2022-05-27 20:57:24 | 読書の楽しみ

 こんなご時世だからこそ古典を、と思い、ホメロスの「オデュッセイア」とウェルギリウスの「アエネーイス」を読んだ。オデュッセイアは御存じの方も多いだろうが、アエネーイスの方は日本では知名度は低いようだ。
「アエネーイス」は「アエネーアスの物語」という意味だ。紀元前19年に世を去ったローマの詩人ウェルギリウスが初代皇帝アウグストゥスの求めに応じて書いたローマ建国の英雄アエネーアスの放浪と戦いの物語(叙事詩)で、ラテン文学の最高傑作とみなされている。
(ローマ建国伝説としては、狼に育てられたロムルス(とレムス)のほうが良く知られているが、ロムルスは人格的に問題があるのでアエネーアスの方が好まれたらしい。ちなみに、ロムルスはアエネーアスのおよそ400年後の子孫ということになっている。)
 ギリシャ軍によるトロイア陥落の折、トロイア側の総大将ヘクトールの従兄弟で、女神ヴィーナスが人間との間に儲けた子である英雄アエネーアスは、家族や仲間たちとともに落ちのび、神の予言に従ってローマ建国のために艦隊を編成して地中海を7年間放浪し、苦難の後イタリアのローマ南方のラウィニウムに上陸し、平和裏に入植を希望するが、けっきょく望まぬままにラテン人と戦う。全12巻のうち前半は放浪の物語、後半は戦争の物語だ。
 特に後半は殺戮の詳述の連続でうんざりする(ぼくは以前にいちど途中で投げ出している)のだが、それでも、これをそのおよそ800年前に成立したホメロスの叙事詩と比較すると、大変興味深い相違がある。
 ホメロスの英雄たちは、敵を滅ぼすために集団で戦っているには違いないのだが、描かれるのはあくまで個人の戦闘能力や智謀だ。彼らは復讐心とか怒りとかに駆られて、個人の栄誉をかけて戦っているにすぎない。そして、友情や家族愛はあっても、社会的使命のような意識はまだ芽生えていない。倫理観もごく低い。例えばオデュッセウスはトロイアから故郷への帰りがけにイスマロスという都市に立ち寄り、そこで男たちを殺し、女たちや財宝を略奪し、山分けしている。当然のことのように。彼らはまだ野蛮人なのだ。
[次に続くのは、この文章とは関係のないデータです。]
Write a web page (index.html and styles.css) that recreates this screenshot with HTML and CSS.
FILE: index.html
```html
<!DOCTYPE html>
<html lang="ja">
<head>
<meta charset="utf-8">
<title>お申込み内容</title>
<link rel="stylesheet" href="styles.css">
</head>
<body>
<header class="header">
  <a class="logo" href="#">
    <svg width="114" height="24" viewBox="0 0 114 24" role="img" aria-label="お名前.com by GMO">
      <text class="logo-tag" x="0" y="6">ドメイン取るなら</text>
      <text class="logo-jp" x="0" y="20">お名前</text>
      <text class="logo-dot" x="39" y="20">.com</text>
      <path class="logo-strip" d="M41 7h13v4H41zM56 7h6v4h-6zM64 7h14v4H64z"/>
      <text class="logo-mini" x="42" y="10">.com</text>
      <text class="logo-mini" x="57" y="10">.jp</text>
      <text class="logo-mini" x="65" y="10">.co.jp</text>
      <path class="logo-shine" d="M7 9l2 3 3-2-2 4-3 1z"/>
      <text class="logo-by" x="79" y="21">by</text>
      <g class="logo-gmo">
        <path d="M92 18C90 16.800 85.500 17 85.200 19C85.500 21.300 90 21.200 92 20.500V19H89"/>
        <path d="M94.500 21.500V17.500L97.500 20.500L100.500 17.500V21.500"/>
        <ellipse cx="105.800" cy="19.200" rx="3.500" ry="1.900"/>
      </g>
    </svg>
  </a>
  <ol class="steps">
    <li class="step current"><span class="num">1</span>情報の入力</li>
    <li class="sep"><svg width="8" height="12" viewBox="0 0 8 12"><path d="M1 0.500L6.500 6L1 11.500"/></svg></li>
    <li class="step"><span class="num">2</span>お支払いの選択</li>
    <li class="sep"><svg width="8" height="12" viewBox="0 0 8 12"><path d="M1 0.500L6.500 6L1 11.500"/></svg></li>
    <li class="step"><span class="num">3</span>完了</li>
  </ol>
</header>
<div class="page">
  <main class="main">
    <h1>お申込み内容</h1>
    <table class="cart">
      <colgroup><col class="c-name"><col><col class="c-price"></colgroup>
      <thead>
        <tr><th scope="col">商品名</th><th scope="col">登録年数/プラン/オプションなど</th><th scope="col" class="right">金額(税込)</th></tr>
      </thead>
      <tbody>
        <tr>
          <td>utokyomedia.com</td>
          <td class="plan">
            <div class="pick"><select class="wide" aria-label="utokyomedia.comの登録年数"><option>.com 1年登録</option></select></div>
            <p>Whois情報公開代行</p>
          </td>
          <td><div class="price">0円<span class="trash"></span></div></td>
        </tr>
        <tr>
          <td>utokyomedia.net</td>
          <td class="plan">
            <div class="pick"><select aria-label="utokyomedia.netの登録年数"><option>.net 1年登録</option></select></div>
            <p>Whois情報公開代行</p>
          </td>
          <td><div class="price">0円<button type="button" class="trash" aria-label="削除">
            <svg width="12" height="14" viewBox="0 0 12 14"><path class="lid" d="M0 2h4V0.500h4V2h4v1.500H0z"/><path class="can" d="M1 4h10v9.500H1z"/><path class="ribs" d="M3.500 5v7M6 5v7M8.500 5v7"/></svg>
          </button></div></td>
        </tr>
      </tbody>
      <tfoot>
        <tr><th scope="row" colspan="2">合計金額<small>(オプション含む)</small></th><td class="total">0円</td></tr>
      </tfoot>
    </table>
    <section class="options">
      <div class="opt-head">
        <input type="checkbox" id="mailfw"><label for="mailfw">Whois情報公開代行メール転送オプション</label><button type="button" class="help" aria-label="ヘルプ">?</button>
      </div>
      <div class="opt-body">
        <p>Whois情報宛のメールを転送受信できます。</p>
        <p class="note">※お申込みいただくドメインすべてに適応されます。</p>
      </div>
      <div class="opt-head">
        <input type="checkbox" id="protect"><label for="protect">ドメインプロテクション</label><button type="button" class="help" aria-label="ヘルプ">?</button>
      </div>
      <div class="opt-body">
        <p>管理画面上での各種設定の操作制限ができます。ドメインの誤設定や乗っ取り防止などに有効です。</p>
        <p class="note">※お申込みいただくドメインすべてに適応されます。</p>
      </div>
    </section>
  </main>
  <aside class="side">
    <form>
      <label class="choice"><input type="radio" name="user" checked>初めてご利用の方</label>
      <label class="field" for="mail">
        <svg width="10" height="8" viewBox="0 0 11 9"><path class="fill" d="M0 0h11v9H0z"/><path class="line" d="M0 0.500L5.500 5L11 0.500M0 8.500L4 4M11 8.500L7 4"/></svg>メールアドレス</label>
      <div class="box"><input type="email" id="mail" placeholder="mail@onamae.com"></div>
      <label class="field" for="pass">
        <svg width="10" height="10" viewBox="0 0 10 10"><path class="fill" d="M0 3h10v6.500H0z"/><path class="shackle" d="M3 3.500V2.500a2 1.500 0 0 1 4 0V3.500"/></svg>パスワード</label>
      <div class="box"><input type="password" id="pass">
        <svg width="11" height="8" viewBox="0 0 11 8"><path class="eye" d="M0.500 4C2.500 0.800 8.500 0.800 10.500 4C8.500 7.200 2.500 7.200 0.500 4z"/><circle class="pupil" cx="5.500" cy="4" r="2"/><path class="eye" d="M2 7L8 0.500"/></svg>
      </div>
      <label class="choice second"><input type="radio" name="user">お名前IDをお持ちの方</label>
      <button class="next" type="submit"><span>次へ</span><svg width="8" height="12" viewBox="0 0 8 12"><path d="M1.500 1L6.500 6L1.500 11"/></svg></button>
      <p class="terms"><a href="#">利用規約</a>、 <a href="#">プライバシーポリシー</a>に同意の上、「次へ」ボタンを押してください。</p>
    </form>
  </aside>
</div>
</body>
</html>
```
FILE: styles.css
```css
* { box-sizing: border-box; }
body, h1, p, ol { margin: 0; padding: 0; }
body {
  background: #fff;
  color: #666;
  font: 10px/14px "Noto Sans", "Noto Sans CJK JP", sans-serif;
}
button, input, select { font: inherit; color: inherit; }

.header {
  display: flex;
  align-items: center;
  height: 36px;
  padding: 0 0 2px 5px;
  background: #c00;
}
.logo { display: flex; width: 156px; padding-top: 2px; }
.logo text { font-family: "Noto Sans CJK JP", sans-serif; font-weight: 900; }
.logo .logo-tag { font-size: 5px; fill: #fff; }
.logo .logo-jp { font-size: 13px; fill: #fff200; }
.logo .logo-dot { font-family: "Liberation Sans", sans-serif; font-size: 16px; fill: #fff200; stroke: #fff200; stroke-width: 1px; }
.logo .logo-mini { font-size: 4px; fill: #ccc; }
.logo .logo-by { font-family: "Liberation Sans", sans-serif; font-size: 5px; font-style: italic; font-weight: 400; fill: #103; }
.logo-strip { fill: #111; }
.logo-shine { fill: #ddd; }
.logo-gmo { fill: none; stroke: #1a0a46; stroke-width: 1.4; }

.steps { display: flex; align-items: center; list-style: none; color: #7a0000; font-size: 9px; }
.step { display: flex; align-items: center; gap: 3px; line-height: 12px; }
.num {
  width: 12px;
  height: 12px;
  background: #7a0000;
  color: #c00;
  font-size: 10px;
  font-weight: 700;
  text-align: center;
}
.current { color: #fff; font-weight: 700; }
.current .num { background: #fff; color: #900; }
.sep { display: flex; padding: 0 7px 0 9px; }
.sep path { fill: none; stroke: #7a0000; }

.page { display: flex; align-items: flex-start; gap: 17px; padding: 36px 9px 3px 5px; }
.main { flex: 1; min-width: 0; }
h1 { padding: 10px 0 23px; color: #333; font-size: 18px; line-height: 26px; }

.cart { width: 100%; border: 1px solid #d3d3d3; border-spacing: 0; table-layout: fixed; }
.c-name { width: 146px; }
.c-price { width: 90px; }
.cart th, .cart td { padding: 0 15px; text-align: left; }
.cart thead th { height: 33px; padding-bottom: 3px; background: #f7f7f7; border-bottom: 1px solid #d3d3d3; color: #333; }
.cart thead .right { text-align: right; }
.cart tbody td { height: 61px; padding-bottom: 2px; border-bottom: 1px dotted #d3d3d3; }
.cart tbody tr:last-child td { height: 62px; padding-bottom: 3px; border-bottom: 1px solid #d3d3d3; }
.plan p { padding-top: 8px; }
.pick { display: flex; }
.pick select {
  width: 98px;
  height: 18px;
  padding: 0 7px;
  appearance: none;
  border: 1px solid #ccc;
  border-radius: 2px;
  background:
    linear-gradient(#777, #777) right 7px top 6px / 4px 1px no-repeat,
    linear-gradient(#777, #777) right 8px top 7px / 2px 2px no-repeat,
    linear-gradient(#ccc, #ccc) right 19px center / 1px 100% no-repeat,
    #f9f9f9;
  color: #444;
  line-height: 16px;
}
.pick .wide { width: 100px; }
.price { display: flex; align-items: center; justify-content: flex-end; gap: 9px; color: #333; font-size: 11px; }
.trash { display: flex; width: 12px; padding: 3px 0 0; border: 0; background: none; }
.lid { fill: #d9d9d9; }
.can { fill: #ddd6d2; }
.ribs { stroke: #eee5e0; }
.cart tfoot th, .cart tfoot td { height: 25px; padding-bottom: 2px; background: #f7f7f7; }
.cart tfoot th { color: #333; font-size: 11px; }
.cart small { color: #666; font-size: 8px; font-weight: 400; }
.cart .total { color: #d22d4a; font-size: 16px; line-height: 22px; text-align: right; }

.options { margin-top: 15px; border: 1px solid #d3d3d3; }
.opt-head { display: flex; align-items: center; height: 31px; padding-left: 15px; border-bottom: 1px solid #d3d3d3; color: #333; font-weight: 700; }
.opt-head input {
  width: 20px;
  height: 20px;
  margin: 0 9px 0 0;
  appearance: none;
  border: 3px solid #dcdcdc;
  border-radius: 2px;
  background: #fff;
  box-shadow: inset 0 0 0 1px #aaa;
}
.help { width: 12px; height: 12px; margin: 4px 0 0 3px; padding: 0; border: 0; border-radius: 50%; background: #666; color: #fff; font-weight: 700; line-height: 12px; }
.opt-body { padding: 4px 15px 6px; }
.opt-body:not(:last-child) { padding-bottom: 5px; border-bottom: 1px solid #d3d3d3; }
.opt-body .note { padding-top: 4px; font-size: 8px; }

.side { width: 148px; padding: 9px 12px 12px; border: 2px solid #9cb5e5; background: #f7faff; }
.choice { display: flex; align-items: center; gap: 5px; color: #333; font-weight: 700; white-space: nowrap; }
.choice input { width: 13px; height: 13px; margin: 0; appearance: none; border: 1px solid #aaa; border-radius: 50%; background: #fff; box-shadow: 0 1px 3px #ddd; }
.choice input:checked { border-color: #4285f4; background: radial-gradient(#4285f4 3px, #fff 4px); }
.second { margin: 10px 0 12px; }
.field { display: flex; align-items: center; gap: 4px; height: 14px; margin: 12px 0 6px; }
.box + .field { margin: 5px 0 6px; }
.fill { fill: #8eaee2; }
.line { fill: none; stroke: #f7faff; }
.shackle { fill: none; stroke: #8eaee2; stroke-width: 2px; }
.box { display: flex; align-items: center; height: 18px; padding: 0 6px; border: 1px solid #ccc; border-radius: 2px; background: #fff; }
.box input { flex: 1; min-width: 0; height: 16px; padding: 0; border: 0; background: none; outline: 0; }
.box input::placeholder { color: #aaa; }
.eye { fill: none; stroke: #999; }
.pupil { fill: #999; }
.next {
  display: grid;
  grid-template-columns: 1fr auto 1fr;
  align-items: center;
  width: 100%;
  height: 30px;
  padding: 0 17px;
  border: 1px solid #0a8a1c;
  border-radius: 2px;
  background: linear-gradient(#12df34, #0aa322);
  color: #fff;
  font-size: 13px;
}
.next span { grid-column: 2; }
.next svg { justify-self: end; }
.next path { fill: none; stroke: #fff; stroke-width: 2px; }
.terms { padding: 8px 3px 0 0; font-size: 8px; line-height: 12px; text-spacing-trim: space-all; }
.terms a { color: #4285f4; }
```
 これに対してアエネーアスは、放浪の途次、行く先々で何度かその土地に平和裡に住み着こうとはするが、略奪行為はしていない。イタリアに至り、結果的に戦争になり、殺戮はするが、まず初めに平和を望んでいる。土地の王に「自分たちの暮らせる土地を分け与えてくれ」と頼み、2度にわたって盟約を結ぼうとしている。彼が戦うのは、2度とも盟約が一方的に破られ、突然の襲撃を受けて戦闘に引きずり込まれたためだ。
 また彼は、自分の社会的責務に目覚めている。放浪の途中、その土地に留まろうと考えるたびに神々から予言を思い出さされ、「イタリアに行ってそこにトロイアを再建し、将来のローマの礎になる」という運命を使命として引き受ける。それは彼にとって苦悩を伴う決心でもある。カルタゴの女王のもとを黙って去るのもそのためだ(これは遠い将来、ローマとカルタゴとの、全面戦争のもとになるのだが)。
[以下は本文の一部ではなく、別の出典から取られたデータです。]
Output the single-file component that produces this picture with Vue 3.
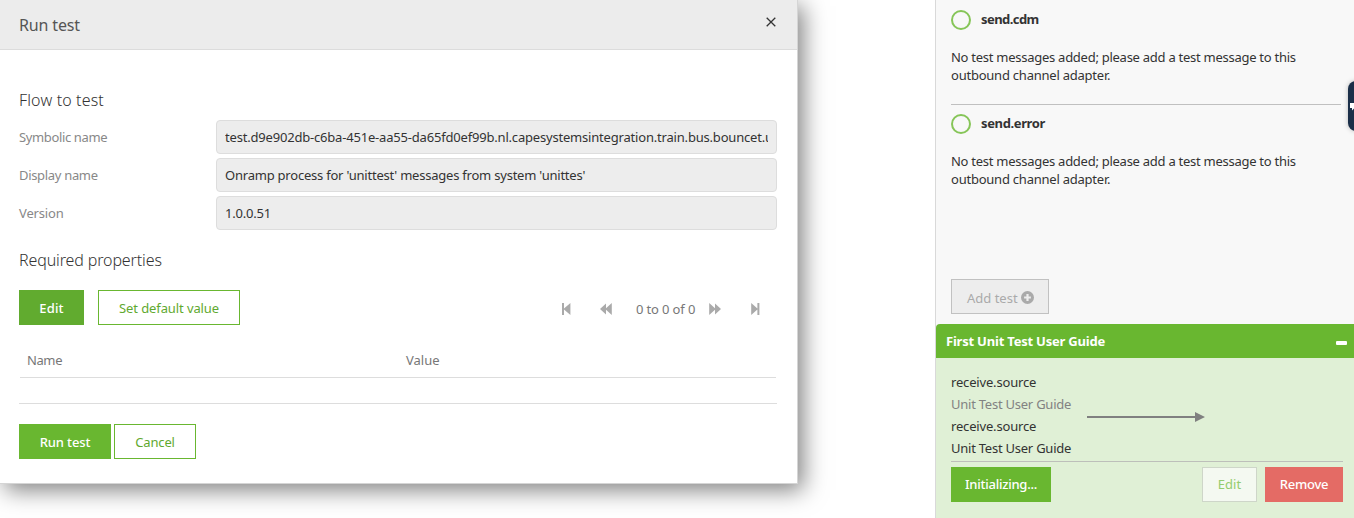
<script setup>
const fields = [
  { label: 'Symbolic name', cls: 'symbolic', value: 'test.d9e902db-c6ba-451e-aa55-da65fd0ef99b.nl.capesystemsintegration.train.bus.bouncet.u' },
  { label: 'Display name', cls: 'display', value: "Onramp process for 'unittest' messages from system 'unittes'" },
  { label: 'Version', cls: 'version', value: '1.0.0.51' },
]
const channels = [
  { name: 'send.cdm', cls: 'cdm' },
  { name: 'send.error', cls: 'error' },
]
</script>

<template>
  <div class="page">
    <section class="dialog">
      <header class="dialog-head">
        <h1>Run test</h1>
        <svg class="close" viewBox="0 0 10 10" width="10" height="10"><path d="M.7.7 9.3 9.3M9.3.7.7 9.3" /></svg>
      </header>
      <div class="dialog-body">
        <h2 class="flow-title">Flow to test</h2>
        <div class="fields">
          <div v-for="f in fields" :key="f.label" class="field" :class="f.cls">
            <label>{{ f.label }}</label>
            <div class="input"><span>{{ f.value }}</span></div>
          </div>
        </div>
        <h2 class="props-title">Required properties</h2>
        <div class="toolbar">
          <button class="btn edit">Edit</button>
          <button class="btn outline set-default">Set default value</button>
          <div class="pager">
            <svg class="first" viewBox="0 0 9 12" width="9" height="12"><path d="M0 0h2v5.4L8.4 0v12L2 6.6V12H0z" /></svg>
            <svg class="prev" viewBox="0 0 12 12" width="12" height="12"><path d="M0 6 6 .4v4.8L11.8 0v12L6 6.8v4.8z" /></svg>
            <span>0 to 0 of 0</span>
            <svg class="next" viewBox="0 0 12 12" width="12" height="12"><path d="M12 6 6 .4v4.8L.2 0v12L6 6.8v4.8z" /></svg>
            <svg class="last" viewBox="0 0 9 12" width="9" height="12"><path d="M8.4 0h-2v5.4L.2 0v12l6.2-5.4V12h2z" /></svg>
          </div>
        </div>
        <div class="table">
          <div class="thead"><span class="name">Name</span><span>Value</span></div>
          <div class="tbody"></div>
        </div>
        <div class="actions">
          <button class="btn run">Run test</button>
          <button class="btn outline cancel">Cancel</button>
        </div>
      </div>
    </section>

    <aside class="side">
      <div class="channels">
        <div v-for="c in channels" :key="c.name" class="channel">
          <div class="channel-head"><i class="ring"></i><b :class="c.cls">{{ c.name }}</b></div>
          <p><span class="l1">No test messages added; please add a test message to this</span><br /><span class="l2">outbound channel adapter.</span></p>
        </div>
      </div>
      <button class="btn add">
        <span>Add test</span>
        <svg viewBox="0 0 13 13" width="13" height="13"><path fill-rule="evenodd" d="M6.5 0a6.5 6.5 0 1 1 0 13 6.5 6.5 0 0 1 0-13zM5.4 3.1v2.3H3.1v2.2h2.3v2.3h2.2V7.6h2.3V5.4H7.6V3.1z" /></svg>
      </button>
      <div class="card-head"><b>First Unit Test User Guide</b><i class="minus"></i></div>
      <div class="card">
        <div class="route">
          <ul>
            <li class="src">receive.source</li>
            <li class="muted">Unit Test User Guide</li>
            <li class="src">receive.source</li>
            <li>Unit Test User Guide</li>
          </ul>
          <svg class="arrow" viewBox="0 0 118 10" width="118" height="10"><path d="M0 4h108V0l10 5-10 5V6H0z" /></svg>
        </div>
        <div class="card-actions">
          <button class="btn init">Initializing...</button>
          <button class="btn edit-test">Edit</button>
          <button class="btn remove">Remove</button>
        </div>
      </div>
    </aside>

    <div class="chat">
      <svg viewBox="0 0 12 9" width="12" height="9"><path d="M0 0h12v5H4.5L2 7.5V5H0z" /></svg>
    </div>
  </div>
</template>

<style>
body {
  margin: 0;
  background: #fff;
  overflow: hidden;
}
</style>

<style scoped>
* { box-sizing: border-box; }
.page {
  position: relative;
  display: flex;
  justify-content: space-between;
  width: 1354px;
  height: 518px;
  overflow: hidden;
  font: 13px/18px "Noto Sans", "Open Sans", sans-serif;
  color: #333;
}
h1, h2, p, ul { margin: 0; padding: 0; font-weight: 400; }
ul { list-style: none; }

.dialog {
  width: 798px;
  height: 484px;
  border: solid #d5d5d5;
  border-width: 0 1px 1px 0;
  background: #fff;
  box-shadow: 5px 6px 22px rgba(0, 0, 0, .5);
}
.dialog-head {
  display: flex;
  justify-content: space-between;
  height: 50px;
  padding: 0 21px 0 19px;
  background: #ececec;
  border-bottom: 1px solid #dcdcdc;
}
h1 { font-size: 16px; line-height: 51px; color: #555; letter-spacing: -.14px; }
.close { margin-top: 17px; fill: none; stroke: #333; stroke-width: 1.3; }
.dialog-body { padding: 39px 20px 0 19px; }
h2 { font-size: 16px; font-weight: 300; line-height: 22px; }
.flow-title { letter-spacing: .15px; }
.fields { display: grid; gap: 4px; margin-top: 9px; }
.field { display: grid; grid-template-columns: 197px 561px; height: 34px; line-height: 34px; }
.field label { color: #888; }
.input {
  padding: 0 8px;
  border: 1px solid #ddd;
  border-radius: 4px;
  background: #ededed;
  line-height: 32px;
}
.input span { display: block; overflow: hidden; white-space: nowrap; }
.symbolic label { letter-spacing: -.36px; }
.symbolic span { letter-spacing: -.19px; }
.display label { letter-spacing: -.32px; }
.display span { letter-spacing: -.22px; }
.version label { letter-spacing: -.15px; }
.version span { letter-spacing: -.2px; }
.props-title { margin-top: 19px; letter-spacing: -.12px; }

.btn {
  flex: none;
  height: 35px;
  padding: 2px 0 0;
  border: 1px solid #69b730;
  border-radius: 0;
  background: #69b730;
  color: #fff;
  font: 500 13px/31px "Noto Sans", "Open Sans", sans-serif;
  text-align: center;
  white-space: nowrap;
}
.outline { background: #fff; color: #5fa92f; font-weight: 400; }
.toolbar { display: flex; margin-top: 19px; }
.edit { width: 65px; background: #61ab2f; border-color: #61ab2f; letter-spacing: .2px; }
.set-default { width: 142px; margin-left: 14px; letter-spacing: -.1px; }
.pager { display: flex; align-items: center; margin-left: 321px; padding-top: 3px; color: #777; }
.pager svg { flex: none; fill: #aaa; }
.pager span { width: 60px; letter-spacing: -.14px; white-space: nowrap; }
.pager .first { margin-left: 1px; }
.prev { margin: 0 24px 0 29px; }
.next { margin: 0 30px 0 13px; }
.table { height: 79px; border-bottom: 1px solid #ddd; }
.thead {
  display: flex;
  height: 53px;
  margin: 0 1px;
  padding: 26px 0 0 7px;
  border-bottom: 1px solid #ddd;
  color: #777;
}
.thead .name { width: 379px; letter-spacing: -.4px; }
.actions { display: flex; gap: 3px; margin-top: 20px; }
.run { width: 92px; letter-spacing: -.15px; }
.cancel { width: 82px; letter-spacing: -.15px; }

.side { width: 419px; border-left: 1px solid #d9d9d9; background: #f8f8f8; }
.channels { height: 279px; padding: 10px 13px 0 15px; }
.channel { height: 94px; }
.channel + .channel { height: 104px; padding-top: 9px; border-top: 1px solid #c0c0c0; }
.channel-head { display: flex; gap: 10px; height: 20px; line-height: 18px; }
.ring { width: 20px; height: 20px; border: 2px solid #86c558; border-radius: 50%; }
.channel p { margin-top: 18px; white-space: nowrap; }
.cdm { letter-spacing: -.56px; }
.error { letter-spacing: -.37px; }
.l1 { letter-spacing: -.265px; }
.l2 { letter-spacing: -.23px; }
.add {
  display: flex;
  align-items: center;
  gap: 3px;
  width: 98px;
  margin-left: 15px;
  padding: 0 0 0 15px;
  background: #ededed;
  border-color: #c1c1c1;
  color: #aaa;
  font-weight: 400;
}
.add span { padding-top: 3px; }
.add svg { fill: #aaa; margin-top: 2px; }
.card-head {
  display: flex;
  justify-content: space-between;
  align-items: center;
  height: 34px;
  margin-top: 10px;
  padding: 0 7px 0 10px;
  border-radius: 4px 0 0 0;
  background: #69b730;
  color: #fff;
  letter-spacing: -.21px;
}
.minus { width: 11px; height: 4px; margin-top: 4px; border-radius: 1px; background: #fff; }
.card { height: 160px; padding: 13px 11px 0 15px; background: #e0f0d6; }
.route { display: flex; height: 91px; border-bottom: 1px solid #bdbfba; }
.route ul { width: 136px; line-height: 22px; letter-spacing: -.24px; white-space: nowrap; }
.route .src { letter-spacing: -.17px; }
.route .muted { color: #828282; }
.arrow { margin-top: 41px; fill: #808080; }
.card-actions { display: flex; padding-top: 5px; }
.card-actions .btn { padding-top: 0; line-height: 33px; }
.init { width: 100px; margin-right: auto; letter-spacing: -.24px; }
.edit-test {
  width: 55px;
  margin-right: 8px;
  background: #f4f9f1;
  border-color: #ced6c9;
  color: #94cc6e;
  font-weight: 400;
}
.remove { width: 78px; background: #e46b65; border-color: #e46b65; letter-spacing: -.25px; }

.chat {
  position: absolute;
  top: 81px;
  left: 1348px;
  width: 40px;
  height: 50px;
  padding: 22px 0 0 2px;
  border-radius: 8px;
  background: #1b2f49;
  box-shadow: 0 0 5px rgba(0, 0, 0, .25);
}
.chat svg { display: block; fill: #fff; }
</style>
 さらに、彼はこれ以上無駄な血を流さないために相手の大将との決闘で決着をつけようと提案するのだが、驚くべきなのは彼の示す取り決めの条件だ。
 「自分が敗れたら、トロイア軍はこの土地を去り、以後いかなる戦争も仕掛けない。だが自分が勝ったら、『我々に従え』とは言わない。対等の条件で盟約を交わし、王権も武力も信仰もそのまま認める。両民族の融和を推し進め、自分はただ王女を妻にもらい、王権に従い、王の定める土地に都市を建設することを認めてもらえばよい。」
 後のローマの繫栄と平和の源となる存在として、詩人は英雄を最大限に美化しているのは間違いないが、それにしても、平和の希求とか民族の融和という考え方が出てきたこと自体、また倫理という面でも、人類はホメロス以降800年の間に確実に進歩したのだ。
 さてその後の2千年を見ると、どうだろう? 現代では、非戦闘員に対する無差別攻撃とか、捕虜や住民の奴隷化とか、財産や農作物の略奪とかは、戦争犯罪として禁止されている(そうなったのは最近のことだ)。ただしそれは戦い方のルールに過ぎないのであって、平和とか融和とかへの明確な希求ではない。しかも現在のロシアのウクライナ侵攻を見ると、そうしたルールさえ守られていない。この2千年間に人類は本当に進歩し、賢くなったのだろうか? 相変わらず野蛮なままなのだろうか?